Um ancorar puríssimo…

Carlos Morais José

 

Um ancorar puríssimo, encantado, num Oriente mais anunciador…

António Patrício

 

A partir do século XVI, foi através dos portugueses, nomeadamente dos padres jesuítas, que a China foi sendo cada vez mais conhecida e discutida na Europa. O “Tratado das Cousas da China”, escrito por Frei Gaspar da Cruz (1520-1570) e publicado em Évora em 1569 “é, tanto quanto hoje se sabe, o primeiro texto impresso integralmente dedicado ao Celeste Império”, lê-se na introdução de uma edição portuguesa de 2019, efectuada pela Universidade do Porto. Muitos outros textos se seguiram, como os curiosos diálogos que constituem o “Excelente Tratado” (1590), de Duarte Sande e Alessandro Valignano, e também as cartas originárias da própria China, escritas por esses sacerdotes missionários. Lembramos também aqui, a título de exemplo, as importantes “Relação da Grande Monarquia da China” (1637), de Álvaro Semedo, SJ, seguida pela “Nova Relação da China” (1668), de Gabriel de Magalhães, SJ. Se a primeira é, no dizer de António Aresta, “uma das obras magnas do amanhecer da sinologia europeia”; a segunda foi admirada por toda a Europa culta pela sua minúcia e extensão.

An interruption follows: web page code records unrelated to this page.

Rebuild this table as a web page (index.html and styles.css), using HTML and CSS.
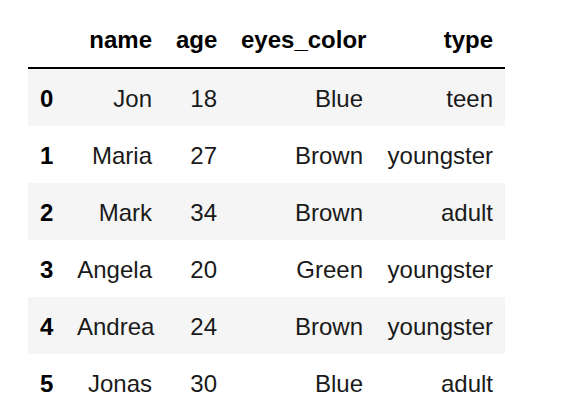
FILE: index.html
```html
<!DOCTYPE html>
<html>
<head>
<meta charset="utf-8">
<link rel="stylesheet" href="styles.css">
</head>
<body>
<table class="df">
  <colgroup>
    <col class="c-idx"><col class="c-name"><col class="c-age"><col class="c-eyes"><col class="c-type">
  </colgroup>
  <thead>
    <tr><th></th><th>name</th><th>age</th><th>eyes_color</th><th>type</th></tr>
  </thead>
  <tbody>
    <tr><th>0</th><td>Jon</td><td>18</td><td>Blue</td><td>teen</td></tr>
    <tr><th>1</th><td>Maria</td><td>27</td><td>Brown</td><td>youngster</td></tr>
    <tr><th>2</th><td>Mark</td><td>34</td><td>Brown</td><td>adult</td></tr>
    <tr><th>3</th><td>Angela</td><td>20</td><td>Green</td><td>youngster</td></tr>
    <tr><th>4</th><td>Andrea</td><td>24</td><td>Brown</td><td>youngster</td></tr>
    <tr><th>5</th><td>Jonas</td><td>30</td><td>Blue</td><td>adult</td></tr>
  </tbody>
</table>
</body>
</html>
```
FILE: styles.css
```css
html, body {
  margin: 0;
  background: #ffffff;
}
body {
  padding: 10px 0 0 28px;
  font-family: "Liberation Sans", Arial, sans-serif;
  font-size: 24px;
  color: #1a1a1a;
}
.df {
  border-collapse: collapse;
  border-spacing: 0;
  table-layout: fixed;
  width: 477px;
}
.c-idx { width: 37px; }
.c-name { width: 99px; }
.c-age { width: 65px; }
.c-eyes { width: 146px; }
.c-type { width: 130px; }
.df th, .df td {
  padding: 13px 12px 11px 12px;
  line-height: 33px;
  text-align: right;
  white-space: nowrap;
  font-weight: normal;
}
.df thead th {
  font-weight: bold;
  color: #000;
  border-bottom: 2px solid #000;
}
.df tbody th {
  font-weight: bold;
  text-align: left;
  color: #000;
}
.df tbody tr:nth-child(odd) {
  background: #f5f5f5;
}
```
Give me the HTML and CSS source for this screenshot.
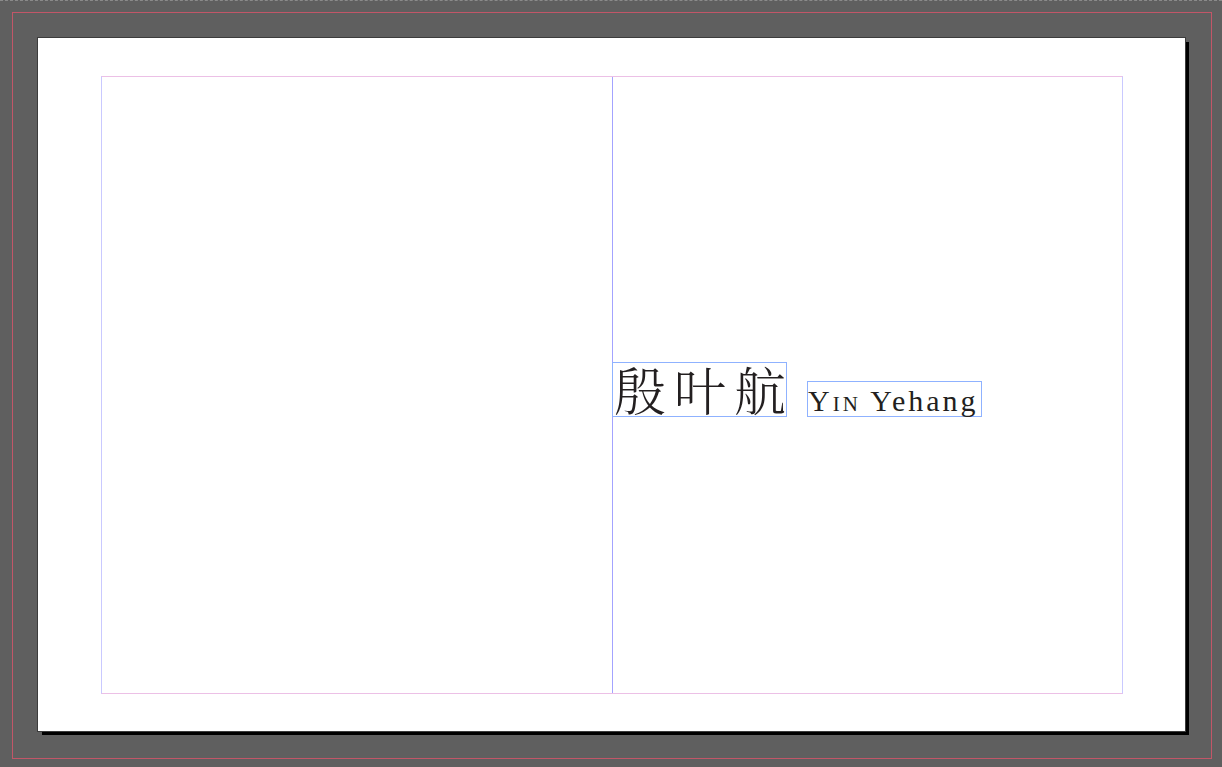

Infelizmente, a partir de finais do século XVIII a sinologia em língua portuguesa conheceu um longo período de pousio, cujas razões não vamos aqui dissecar. Em Macau, durante o século XX, assistimos à republicação das referidas obras, feita graças aos esforços solitários de Luís Gonzaga Gomes e, na década de 90, sob a égide do Instituto Cultural de Macau.

Sem pretensões excessivas, desde o seu aparecimento em 2001 que o jornal Hoje Macau tem divulgado nas suas páginas temas relacionados com a Cultura Chinesa em língua Portuguesa. Publicámos traduções de poemas, de textos fundamentais do pensamento chinês, cuja tradução estimulamos e que vamos vertendo em livros, estudos de Macau (que consideramos integrantes da sinologia em português), artigos sobre mitologia, antropologia, história, etc. Porém, entendemos que chegou a altura de intensificar este nosso propósito de verter e dar a conhecer a cultura chinesa em língua portuguesa.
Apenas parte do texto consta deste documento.